ASESINOS POR NATURALEZA
Los rumores comenzaron pronto, y eran aterradores: hablaban de centenares de muertos en poblados remotos de la provincia de Morazán, en El Salvador. Los hechos comenzaron en El Mozote después del mediodía del jueves 10 de diciembre de 1982. Centenares de refugiados de otras zonas consideradas menos seguras atiborraban el lugar, cuando sintieron el estruendo de los helicópteros que aterrizaban muy cerca de allí.
Y cuando en la madrugada del sábado los soldados del batallón Atacatl terminaron su orgía de violencia, más de 700 personas de todas las edades, desde un bebé de dos días hasta una pareja centenaria, yacían muertas. Acuchilladas, ametralladas, quemadas, violadas, abandonadas a morir lentamente en el charco de su propia sangre. Murieron para pagar un único pecado: vivir en una región que el Ejército salvadoreño consideraba aliada de los guerrilleros del Frente Farabundo Martí de Liberación Nacional, (fmln).

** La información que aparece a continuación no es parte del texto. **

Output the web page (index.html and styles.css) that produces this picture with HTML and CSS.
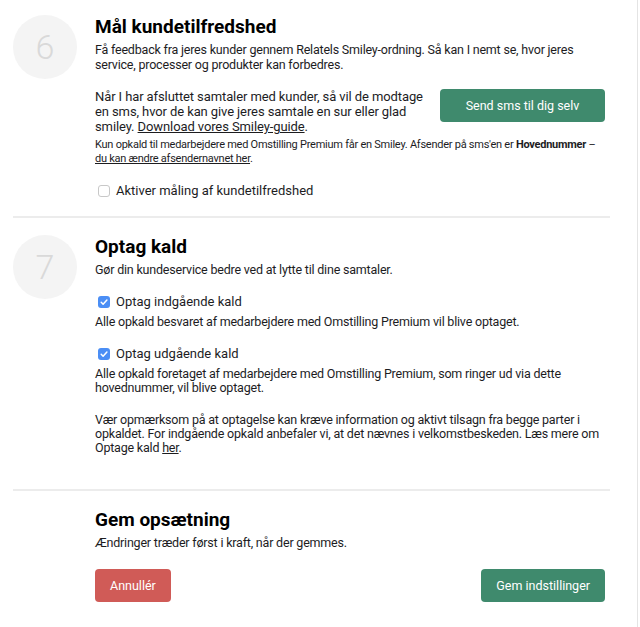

De eso trata Masacre: la guerra sucia en El Salvador, lanzado en Colombia por la editorial Malpaso. Es una versión del extraordinario reportaje escrito por el norteamericano Mark Danner y publicado en 1993 por The New Yorker, que por segunda vez en su historia dedicaba su edición entera a un solo texto. Y contiene además una amplia compilación de documentos sobre el caso, incluidas varias piezas periodísticas escritas en los meses siguientes.
Danner viajó a la región en 1992, es decir once años después, cuando el asunto había regresado a la atención internacional tras la firma del acuerdo para terminar la guerra civil. Uno de sus puntos ordenaba esclarecer la verdad de lo sucedido, lo que permitió la llegada del equipo argentino de antropología forense. Basado en los descubrimientos de esta, y en el testimonio de algunos sobrevivientes, Danner dedica la primera parte del libro a describir el horror que vivieron las víctimas. Pero no todo lo que cuenta es nuevo.
De hecho, casi todas las atrocidades ya habían salido a la luz poco después, el 27 de enero de 1983, en las primeras páginas de los diarios más importantes de Estados Unidos. Primero llegó al lugar de los hechos Raymond Bonner, de The New York Times, y poco después lo hizo Alma Guillermoprieto, de The Washington Post, y ambos coincidieron en denunciar que allí no había tenido lugar un combate, como decían el gobierno y la embajada norteamericana, sino una matanza pura y simple de civiles; una masacre cometida por los soldados del Atacatl, y su fanático comandante, el coronel Domingo Monterrosa, alumnos aventajados de la infame Escuela de las Américas.
En otras circunstancias, esos reportajes habrían tenido efectos demoledores en la política norteamericana. Pero corrían los años posteriores a la derrota en Vietnam, y ni la Casa Blanca ni el Capitolio querían pasar a la historia como los que ‘perdieron’ El Salvador, otra ficha en la Guerra Fría. Por eso Danner dedica la segunda parte del libro, tal vez la más importante, a demostrar que el gobierno, consciente de que financiaba y entrenaba un ejército de asesinos, decidió negar la veracidad de los reportajes y acusar a los periodistas de formar parte de una conspiración procomunista. De hecho, al día siguiente de las publicaciones, Reagan certificó que el gobierno de José Napoleón Duarte respetaba los derechos humanos, y el Congreso no tuvo inconveniente en aprobar la continuidad del apoyo militar al régimen. La tragedia quedó por largo tiempo sepultada en la indiferencia.
Hoy el mundo se enfrenta a una era en la que algunos gobernantes intentan opacar la realidad con mentiras disfrazadas de “verdades alternativas”. Por eso resulta tranquilizador que en este caso, aunque tuvieron que pasar muchos años, los hechos denunciados por los medios quedaron al descubierto, los periodistas denunciantes fueron reivindicados y las víctimas, al menos, sacadas para siempre del olvido.